In 80 BC Sulla had set a dangerous precedent by freeing himself from his political and personal enemies by means of proscriptions. Antony, Lepidus, and Octavian had no hesitation in imitating this terrible example. It was reckoned that 2,000 knights (the wealthiest class of Roman citizen) and over 300 senators were put to death.

 

A Roman senator has described the murders. "They took place," he says, "in houses, in the streets, in the forum, and in the temples. The heads of the murdered men were displayed in public; their limbs, abandoned anywhere, were devoured by dogs, or thrown into rivers."

 

Even the great orator Cicero was among the victims.
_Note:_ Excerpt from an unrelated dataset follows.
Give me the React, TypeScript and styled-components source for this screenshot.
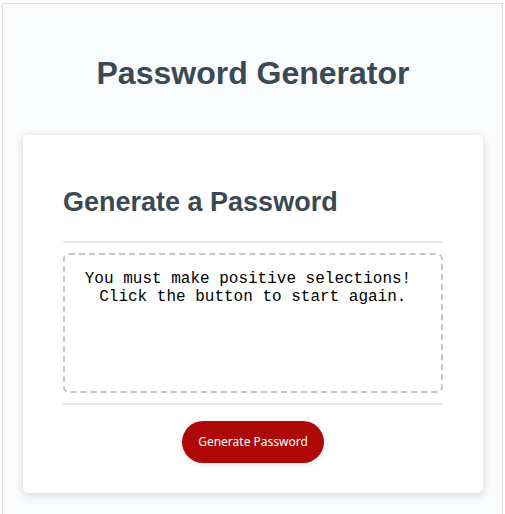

He had become a bitter personal enemy of Antony, after attacking him in a series of brilliant speeches, known as the Philippics.

 

Those who succeeded in escaping joined the armies which Brutus and Cassius, the leaders of the conspiracy against Caesar, were forming in Greece. Some Roman historians say that Octavian was the least cruel of the triumvirs. This may well be true, for when he was later the sole master of Rome, Octavian was remarkable for his humanity and was lenient to those who plotted against him.

 

Citizens who were slow in payment of their taxes had all their possessions taken away.